HBOS could face nationalisation if its shareholders fail to support the Lloyds TSB takeover it has been revealed in a circular released on Friday.
In a letter to shareholders that formed part of the acquisition circular, HBOS
chairman Lord Stevenson wrote of the consequences of a failed Lloyds TSB
takeover, "HBOS would be required to raise capital in order to meet FSA requirements in circumstances where there can be no certainty as to the amount that would be required or whether HBOS would be able to successfully raise such capital."
In fact, the circular makes it clear that without the deal, HBOS may lose its, "independent or private sector status," as it could be forced to turn to the Treasury for the £11.5billion required by the FSA.
As the completion of the Lloyds HBOS deal becomes closer, the acquisition has met some opposition, the most high profile of which came from ex-banking chiefs Sir Peter Burt and Sir George Mathewson who claimed they should take the helm at HBOS and it should remain independent.

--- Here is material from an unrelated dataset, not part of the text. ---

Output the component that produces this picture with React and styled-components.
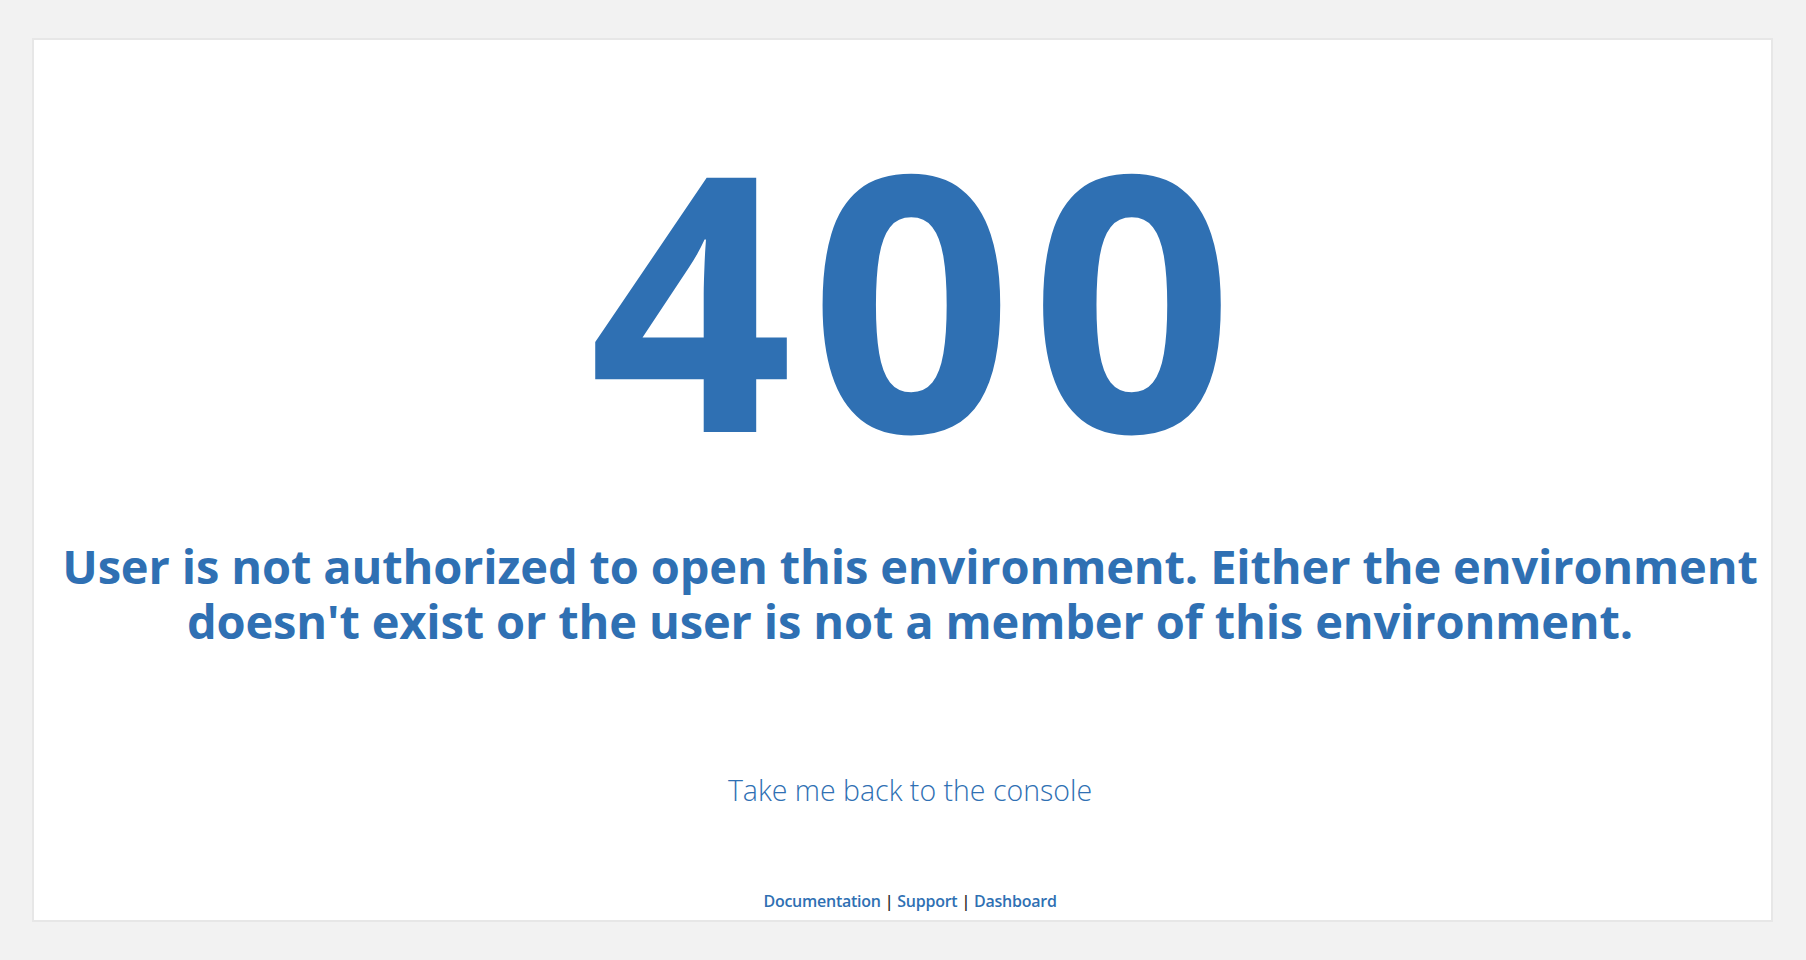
import React from "react";
import styled, { createGlobalStyle } from "styled-components";

const GlobalStyle = createGlobalStyle`
  html, body {
    margin: 0;
    padding: 0;
    background: #f2f2f2;
  }
  body {
    font-family: "Open Sans", "Noto Sans", sans-serif;
  }
  * { box-sizing: border-box; }
`;

const Page = styled.div`
  padding: 38px 33px 38px 32px;
  min-height: 100vh;
`;

const Card = styled.main`
  background: #ffffff;
  border: 2px solid #e7e7e7;
  display: flex;
  flex-direction: column;
  align-items: center;
  padding: 76px 0 7px 15px;
  text-align: center;
  color: #2f70b3;
`;

const Code = styled.h1`
  margin: 0;
  font-family: "Open Sans", sans-serif;
  font-weight: 700;
  font-size: 356px;
  line-height: 356px;
  letter-spacing: 17px;
  padding-left: 20px;
`;

const Message = styled.h2`
  margin: 67px 0 0;
  width: 1712px;
  font-family: "Open Sans", sans-serif;
  font-weight: 700;
  font-size: 47px;
  letter-spacing: -0.15px;
  line-height: 55px;
`;

const BackLink = styled.a`
  margin-top: 124px;
  font-family: "Open Sans", sans-serif;
  font-weight: 300;
  font-size: 28.5px;
  line-height: 34px;
  color: #2f70b3;
  text-decoration: none;
`;

const Footer = styled.nav`
  margin-top: 82px;
  font-family: "Open Sans", sans-serif;
  font-size: 16px;
  letter-spacing: -0.25px;
  line-height: 24px;
  font-weight: 600;
  color: #2b2b2b;
  display: flex;
  gap: 4px;
`;

const FooterLink = styled.a`
  color: #2f70b3;
  text-decoration: none;
`;

export default function App() {
  return (
    <>
      <GlobalStyle />
      <Page>
        <Card>
          <Code>400</Code>
          <Message>
            User is not authorized to open this environment. Either the environment doesn't exist or the user is not a member of this environment.
          </Message>
          <BackLink href="#">Take me back to the console</BackLink>
          <Footer>
            <FooterLink href="#">Documentation</FooterLink>
            <span>|</span>
            <FooterLink href="#">Support</FooterLink>
            <span>|</span>
            <FooterLink href="#">Dashboard</FooterLink>
          </Footer>
        </Card>
      </Page>
    </>
  );
}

However, the opposition was quickly dismissed by HBOS, as no real alternative to the Lloyds TSB takeover was proposed and, as it has been seen in the circular, without Lloyds TSB, HBOS could be forced into nationalisation.
Another campaigner for the independence of HBOS has been financier and former HBOS executive Jim Spowart, who, according to reports, conceded yesterday as his campaigns and alternatives failed to gain the political support required.
The all important vote over the Lloyds TSB HBOS takeover will take place on December 12th.